[start Material for the task]

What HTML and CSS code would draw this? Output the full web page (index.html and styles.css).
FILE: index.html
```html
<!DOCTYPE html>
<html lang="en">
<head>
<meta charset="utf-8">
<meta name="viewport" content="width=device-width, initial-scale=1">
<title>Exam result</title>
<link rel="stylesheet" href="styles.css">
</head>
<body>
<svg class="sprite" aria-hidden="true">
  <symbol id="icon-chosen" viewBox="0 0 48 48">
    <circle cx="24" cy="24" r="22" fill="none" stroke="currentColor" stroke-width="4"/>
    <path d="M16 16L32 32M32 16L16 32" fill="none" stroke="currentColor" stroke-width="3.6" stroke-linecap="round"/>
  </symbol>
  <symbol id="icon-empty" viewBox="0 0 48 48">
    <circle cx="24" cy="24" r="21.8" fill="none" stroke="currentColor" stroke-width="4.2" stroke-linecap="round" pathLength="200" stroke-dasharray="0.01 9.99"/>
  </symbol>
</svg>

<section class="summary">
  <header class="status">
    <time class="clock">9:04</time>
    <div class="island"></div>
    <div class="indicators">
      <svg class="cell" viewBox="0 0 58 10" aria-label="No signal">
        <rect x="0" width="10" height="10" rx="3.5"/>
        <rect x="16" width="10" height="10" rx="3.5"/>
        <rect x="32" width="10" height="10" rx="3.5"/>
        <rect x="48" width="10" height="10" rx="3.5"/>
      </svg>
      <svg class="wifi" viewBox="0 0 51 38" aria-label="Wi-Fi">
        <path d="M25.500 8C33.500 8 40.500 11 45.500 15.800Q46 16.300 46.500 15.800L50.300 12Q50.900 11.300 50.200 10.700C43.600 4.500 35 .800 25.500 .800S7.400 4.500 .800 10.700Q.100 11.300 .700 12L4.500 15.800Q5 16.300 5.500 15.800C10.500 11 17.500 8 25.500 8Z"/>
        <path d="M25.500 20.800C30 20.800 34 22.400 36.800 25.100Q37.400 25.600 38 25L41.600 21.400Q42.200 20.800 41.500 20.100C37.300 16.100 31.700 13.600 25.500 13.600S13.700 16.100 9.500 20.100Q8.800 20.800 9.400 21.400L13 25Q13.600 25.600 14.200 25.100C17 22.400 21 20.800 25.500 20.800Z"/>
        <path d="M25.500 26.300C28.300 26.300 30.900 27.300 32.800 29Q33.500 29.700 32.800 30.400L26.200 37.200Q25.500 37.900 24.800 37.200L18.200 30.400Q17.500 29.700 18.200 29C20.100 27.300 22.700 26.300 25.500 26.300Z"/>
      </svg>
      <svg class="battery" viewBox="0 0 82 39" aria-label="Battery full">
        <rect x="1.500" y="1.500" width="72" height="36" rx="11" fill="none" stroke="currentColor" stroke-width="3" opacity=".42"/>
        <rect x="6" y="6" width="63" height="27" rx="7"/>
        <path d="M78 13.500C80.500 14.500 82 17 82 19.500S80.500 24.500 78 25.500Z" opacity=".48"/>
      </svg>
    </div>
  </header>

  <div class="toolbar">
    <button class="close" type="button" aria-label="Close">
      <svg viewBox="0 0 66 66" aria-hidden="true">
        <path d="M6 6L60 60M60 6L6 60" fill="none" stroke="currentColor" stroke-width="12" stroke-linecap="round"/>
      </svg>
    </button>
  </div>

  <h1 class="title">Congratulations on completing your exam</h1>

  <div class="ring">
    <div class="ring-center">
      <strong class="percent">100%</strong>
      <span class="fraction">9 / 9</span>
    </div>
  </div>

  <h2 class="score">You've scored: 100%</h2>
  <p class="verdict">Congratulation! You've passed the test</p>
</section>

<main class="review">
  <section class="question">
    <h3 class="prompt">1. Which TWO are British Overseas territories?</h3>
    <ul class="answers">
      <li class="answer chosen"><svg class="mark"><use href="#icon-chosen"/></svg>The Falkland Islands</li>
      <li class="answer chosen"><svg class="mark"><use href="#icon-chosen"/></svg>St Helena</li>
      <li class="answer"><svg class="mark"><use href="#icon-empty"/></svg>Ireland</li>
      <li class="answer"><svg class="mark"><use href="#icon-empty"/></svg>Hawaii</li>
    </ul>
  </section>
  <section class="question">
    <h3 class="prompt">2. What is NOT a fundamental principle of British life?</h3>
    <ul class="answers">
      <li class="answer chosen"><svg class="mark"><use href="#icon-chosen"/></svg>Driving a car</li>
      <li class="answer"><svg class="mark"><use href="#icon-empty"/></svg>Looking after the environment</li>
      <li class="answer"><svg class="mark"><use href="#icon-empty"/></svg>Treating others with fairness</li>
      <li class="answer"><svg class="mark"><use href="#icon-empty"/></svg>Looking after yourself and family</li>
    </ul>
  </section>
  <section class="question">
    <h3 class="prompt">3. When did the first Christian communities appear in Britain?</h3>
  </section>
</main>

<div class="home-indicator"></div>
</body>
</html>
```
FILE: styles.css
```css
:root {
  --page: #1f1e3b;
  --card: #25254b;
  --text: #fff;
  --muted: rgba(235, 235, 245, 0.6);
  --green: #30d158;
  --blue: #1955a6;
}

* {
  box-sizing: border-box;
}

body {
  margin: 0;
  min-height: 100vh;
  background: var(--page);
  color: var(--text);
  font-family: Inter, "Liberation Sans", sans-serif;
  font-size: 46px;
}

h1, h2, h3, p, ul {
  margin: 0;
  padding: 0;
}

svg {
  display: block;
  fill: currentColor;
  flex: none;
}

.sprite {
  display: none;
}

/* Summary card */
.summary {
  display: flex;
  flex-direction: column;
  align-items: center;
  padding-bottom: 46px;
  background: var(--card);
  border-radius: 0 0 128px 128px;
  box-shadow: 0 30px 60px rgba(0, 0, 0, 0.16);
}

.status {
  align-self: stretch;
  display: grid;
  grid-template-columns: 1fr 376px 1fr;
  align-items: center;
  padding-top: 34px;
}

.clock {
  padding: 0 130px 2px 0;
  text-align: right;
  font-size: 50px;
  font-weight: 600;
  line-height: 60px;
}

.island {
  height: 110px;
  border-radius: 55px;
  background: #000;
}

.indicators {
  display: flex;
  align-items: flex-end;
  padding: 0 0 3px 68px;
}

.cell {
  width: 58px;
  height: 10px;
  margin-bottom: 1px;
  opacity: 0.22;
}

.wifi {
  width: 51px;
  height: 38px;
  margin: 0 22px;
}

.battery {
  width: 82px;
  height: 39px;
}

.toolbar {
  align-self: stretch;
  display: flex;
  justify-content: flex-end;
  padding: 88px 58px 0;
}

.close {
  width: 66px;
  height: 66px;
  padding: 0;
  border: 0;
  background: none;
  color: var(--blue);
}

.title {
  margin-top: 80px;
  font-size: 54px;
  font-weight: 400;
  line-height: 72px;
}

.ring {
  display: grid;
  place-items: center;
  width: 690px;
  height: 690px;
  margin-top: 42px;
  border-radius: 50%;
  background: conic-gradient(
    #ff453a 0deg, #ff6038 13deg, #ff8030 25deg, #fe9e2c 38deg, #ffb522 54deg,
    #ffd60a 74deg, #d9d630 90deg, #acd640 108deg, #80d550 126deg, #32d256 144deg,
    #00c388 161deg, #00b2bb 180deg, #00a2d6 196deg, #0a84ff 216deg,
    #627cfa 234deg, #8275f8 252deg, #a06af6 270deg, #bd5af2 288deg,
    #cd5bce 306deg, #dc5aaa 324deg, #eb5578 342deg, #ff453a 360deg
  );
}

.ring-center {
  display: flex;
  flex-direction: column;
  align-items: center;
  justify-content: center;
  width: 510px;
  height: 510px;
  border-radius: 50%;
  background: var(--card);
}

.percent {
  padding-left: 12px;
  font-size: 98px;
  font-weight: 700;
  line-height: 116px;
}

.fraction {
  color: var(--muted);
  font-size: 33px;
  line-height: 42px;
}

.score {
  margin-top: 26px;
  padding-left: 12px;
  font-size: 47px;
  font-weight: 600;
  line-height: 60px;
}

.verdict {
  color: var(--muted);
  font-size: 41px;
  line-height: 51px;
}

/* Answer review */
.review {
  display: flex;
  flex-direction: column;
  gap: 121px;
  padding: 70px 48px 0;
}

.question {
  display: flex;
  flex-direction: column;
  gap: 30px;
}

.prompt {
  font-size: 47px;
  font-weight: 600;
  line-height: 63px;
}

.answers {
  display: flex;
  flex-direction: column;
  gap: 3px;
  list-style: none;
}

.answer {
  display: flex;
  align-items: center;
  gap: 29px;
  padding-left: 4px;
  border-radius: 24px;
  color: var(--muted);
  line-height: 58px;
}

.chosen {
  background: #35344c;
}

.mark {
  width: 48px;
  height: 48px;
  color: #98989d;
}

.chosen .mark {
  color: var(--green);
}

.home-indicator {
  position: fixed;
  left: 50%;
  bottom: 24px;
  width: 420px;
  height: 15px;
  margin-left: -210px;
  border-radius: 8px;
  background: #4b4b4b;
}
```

[end Material for the task]
[start Material for the task]

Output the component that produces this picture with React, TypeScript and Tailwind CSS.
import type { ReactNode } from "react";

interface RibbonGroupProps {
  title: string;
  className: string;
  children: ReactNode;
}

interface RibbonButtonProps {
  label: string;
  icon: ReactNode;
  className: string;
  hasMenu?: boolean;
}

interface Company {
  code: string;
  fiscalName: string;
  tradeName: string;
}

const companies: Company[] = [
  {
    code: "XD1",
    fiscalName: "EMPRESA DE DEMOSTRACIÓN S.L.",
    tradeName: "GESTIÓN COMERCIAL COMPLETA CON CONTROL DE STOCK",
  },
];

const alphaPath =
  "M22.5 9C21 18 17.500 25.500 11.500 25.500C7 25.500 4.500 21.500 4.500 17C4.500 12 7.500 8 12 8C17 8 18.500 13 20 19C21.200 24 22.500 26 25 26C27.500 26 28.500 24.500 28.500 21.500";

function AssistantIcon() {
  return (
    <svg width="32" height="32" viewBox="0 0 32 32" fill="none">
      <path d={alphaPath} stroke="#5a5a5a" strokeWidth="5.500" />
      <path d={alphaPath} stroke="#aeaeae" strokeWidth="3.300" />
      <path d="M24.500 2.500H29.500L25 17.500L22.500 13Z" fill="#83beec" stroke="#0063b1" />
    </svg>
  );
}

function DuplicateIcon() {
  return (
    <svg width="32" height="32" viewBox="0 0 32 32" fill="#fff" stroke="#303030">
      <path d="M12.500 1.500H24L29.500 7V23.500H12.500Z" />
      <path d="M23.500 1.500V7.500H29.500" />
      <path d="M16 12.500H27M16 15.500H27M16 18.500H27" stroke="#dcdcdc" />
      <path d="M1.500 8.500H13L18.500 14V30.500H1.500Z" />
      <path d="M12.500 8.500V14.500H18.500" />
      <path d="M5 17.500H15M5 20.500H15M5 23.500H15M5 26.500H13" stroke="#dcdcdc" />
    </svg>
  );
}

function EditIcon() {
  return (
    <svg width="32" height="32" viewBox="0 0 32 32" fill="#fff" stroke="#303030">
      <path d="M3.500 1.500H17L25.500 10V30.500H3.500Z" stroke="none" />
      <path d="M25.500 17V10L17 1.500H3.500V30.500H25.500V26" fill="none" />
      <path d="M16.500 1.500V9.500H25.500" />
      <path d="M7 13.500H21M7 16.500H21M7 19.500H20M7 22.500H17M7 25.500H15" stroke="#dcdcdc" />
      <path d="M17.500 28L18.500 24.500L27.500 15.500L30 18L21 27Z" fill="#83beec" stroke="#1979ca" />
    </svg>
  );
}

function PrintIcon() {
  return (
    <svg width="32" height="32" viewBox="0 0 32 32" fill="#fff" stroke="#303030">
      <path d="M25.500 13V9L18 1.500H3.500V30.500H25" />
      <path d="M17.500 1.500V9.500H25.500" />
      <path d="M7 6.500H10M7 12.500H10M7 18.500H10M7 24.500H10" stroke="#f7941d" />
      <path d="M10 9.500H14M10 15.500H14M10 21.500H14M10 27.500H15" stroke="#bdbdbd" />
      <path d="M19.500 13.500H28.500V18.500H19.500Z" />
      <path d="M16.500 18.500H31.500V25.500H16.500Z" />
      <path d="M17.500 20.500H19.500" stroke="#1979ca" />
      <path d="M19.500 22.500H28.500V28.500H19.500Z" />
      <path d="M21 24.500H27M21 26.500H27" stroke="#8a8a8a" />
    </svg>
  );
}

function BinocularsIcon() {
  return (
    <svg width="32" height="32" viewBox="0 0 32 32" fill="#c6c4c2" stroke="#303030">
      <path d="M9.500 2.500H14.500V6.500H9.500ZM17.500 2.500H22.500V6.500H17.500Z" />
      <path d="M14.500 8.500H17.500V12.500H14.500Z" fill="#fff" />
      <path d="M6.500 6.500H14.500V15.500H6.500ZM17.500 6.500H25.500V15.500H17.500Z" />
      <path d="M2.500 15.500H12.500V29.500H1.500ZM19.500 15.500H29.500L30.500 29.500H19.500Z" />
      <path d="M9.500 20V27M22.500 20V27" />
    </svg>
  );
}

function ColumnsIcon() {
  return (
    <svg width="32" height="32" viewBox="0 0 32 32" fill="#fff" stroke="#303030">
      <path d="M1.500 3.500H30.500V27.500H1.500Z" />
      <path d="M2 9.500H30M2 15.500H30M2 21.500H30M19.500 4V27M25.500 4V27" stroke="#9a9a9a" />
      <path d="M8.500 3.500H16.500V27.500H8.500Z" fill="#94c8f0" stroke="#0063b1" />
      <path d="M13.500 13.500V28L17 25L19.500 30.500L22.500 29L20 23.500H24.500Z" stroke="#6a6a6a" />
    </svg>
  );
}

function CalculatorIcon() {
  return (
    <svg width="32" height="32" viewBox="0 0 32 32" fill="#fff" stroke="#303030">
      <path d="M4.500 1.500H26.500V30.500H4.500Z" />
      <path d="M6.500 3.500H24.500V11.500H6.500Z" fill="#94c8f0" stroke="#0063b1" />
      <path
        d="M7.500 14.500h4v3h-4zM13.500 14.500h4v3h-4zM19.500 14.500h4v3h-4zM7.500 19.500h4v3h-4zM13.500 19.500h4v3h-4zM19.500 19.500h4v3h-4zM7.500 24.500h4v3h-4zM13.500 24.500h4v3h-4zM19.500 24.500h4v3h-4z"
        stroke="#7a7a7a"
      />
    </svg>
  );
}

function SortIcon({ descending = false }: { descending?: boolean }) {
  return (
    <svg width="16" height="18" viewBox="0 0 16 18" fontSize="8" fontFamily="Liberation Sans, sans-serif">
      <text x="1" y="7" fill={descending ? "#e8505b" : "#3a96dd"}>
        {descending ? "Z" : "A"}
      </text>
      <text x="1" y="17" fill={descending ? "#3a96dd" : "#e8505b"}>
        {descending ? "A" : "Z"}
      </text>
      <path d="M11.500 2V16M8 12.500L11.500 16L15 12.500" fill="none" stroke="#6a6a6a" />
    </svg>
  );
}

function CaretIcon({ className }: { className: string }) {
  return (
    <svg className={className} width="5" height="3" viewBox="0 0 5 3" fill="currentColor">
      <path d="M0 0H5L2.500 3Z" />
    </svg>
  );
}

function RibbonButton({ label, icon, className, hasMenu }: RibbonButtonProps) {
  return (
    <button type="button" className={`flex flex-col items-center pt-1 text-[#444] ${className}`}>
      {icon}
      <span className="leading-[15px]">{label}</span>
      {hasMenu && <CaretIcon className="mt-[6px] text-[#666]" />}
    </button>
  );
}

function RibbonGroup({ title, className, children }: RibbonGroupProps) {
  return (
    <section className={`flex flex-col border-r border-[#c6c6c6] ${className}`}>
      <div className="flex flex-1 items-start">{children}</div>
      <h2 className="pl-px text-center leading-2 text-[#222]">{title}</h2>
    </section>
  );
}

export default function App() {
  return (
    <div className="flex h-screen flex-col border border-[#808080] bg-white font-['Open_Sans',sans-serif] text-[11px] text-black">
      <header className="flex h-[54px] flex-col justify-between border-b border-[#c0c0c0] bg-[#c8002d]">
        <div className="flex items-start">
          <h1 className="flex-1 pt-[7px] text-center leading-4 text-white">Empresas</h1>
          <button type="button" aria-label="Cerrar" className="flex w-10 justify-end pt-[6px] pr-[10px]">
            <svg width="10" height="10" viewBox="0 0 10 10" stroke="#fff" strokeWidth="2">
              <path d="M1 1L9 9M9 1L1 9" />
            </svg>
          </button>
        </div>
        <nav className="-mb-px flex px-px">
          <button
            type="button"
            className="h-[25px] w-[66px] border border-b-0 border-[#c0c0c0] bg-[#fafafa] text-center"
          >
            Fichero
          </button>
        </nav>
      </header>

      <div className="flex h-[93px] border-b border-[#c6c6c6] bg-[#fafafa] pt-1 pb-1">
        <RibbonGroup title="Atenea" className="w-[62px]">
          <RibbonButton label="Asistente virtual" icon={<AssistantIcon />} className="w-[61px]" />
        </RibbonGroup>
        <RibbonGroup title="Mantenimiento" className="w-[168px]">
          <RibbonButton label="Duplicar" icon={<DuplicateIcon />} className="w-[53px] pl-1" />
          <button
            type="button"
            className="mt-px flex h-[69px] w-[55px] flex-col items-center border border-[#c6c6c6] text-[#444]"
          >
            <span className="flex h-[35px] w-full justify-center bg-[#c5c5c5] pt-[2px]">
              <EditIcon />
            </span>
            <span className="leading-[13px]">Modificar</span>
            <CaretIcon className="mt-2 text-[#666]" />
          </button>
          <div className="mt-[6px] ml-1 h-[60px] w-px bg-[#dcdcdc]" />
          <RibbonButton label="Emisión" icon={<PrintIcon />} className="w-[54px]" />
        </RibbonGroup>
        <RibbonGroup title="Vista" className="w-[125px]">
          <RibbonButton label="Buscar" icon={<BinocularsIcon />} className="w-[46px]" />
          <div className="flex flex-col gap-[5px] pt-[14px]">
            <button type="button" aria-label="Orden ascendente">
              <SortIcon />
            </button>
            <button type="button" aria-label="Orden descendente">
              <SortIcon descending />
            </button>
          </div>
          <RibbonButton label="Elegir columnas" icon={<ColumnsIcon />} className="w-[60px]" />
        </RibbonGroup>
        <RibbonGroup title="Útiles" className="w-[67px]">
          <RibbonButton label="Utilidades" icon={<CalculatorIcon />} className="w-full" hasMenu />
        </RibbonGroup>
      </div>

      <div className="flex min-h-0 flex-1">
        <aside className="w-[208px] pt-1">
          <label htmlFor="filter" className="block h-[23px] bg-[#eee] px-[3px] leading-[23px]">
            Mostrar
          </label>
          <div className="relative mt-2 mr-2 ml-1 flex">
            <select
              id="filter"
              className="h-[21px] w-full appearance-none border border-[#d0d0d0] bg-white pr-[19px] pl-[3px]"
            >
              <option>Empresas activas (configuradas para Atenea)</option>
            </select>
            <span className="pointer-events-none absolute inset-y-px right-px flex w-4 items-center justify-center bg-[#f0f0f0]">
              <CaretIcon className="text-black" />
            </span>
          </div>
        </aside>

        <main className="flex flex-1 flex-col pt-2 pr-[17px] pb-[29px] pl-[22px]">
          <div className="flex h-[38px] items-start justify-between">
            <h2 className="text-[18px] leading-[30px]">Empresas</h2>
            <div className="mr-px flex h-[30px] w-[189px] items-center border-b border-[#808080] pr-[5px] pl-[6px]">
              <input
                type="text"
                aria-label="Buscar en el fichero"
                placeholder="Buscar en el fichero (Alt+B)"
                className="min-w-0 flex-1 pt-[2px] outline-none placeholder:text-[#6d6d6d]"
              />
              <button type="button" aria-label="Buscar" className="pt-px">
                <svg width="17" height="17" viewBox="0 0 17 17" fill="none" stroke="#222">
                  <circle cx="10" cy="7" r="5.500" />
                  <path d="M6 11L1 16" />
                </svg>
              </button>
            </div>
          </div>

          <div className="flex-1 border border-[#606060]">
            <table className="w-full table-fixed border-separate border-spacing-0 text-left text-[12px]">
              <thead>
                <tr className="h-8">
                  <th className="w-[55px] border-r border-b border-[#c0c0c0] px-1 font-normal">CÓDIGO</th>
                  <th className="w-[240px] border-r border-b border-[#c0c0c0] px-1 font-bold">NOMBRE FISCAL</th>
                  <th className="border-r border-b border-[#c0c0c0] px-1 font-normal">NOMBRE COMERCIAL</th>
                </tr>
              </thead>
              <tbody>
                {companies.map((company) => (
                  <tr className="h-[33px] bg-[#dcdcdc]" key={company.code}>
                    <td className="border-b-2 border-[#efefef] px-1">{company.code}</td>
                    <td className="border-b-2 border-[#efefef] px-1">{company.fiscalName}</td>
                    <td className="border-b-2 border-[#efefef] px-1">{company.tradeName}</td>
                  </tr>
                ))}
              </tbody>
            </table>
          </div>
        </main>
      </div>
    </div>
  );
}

[end Material for the task]

Aim - What is the number of lines in the listing that include the word "with"? Give that number and nothing else.

Answer below - 2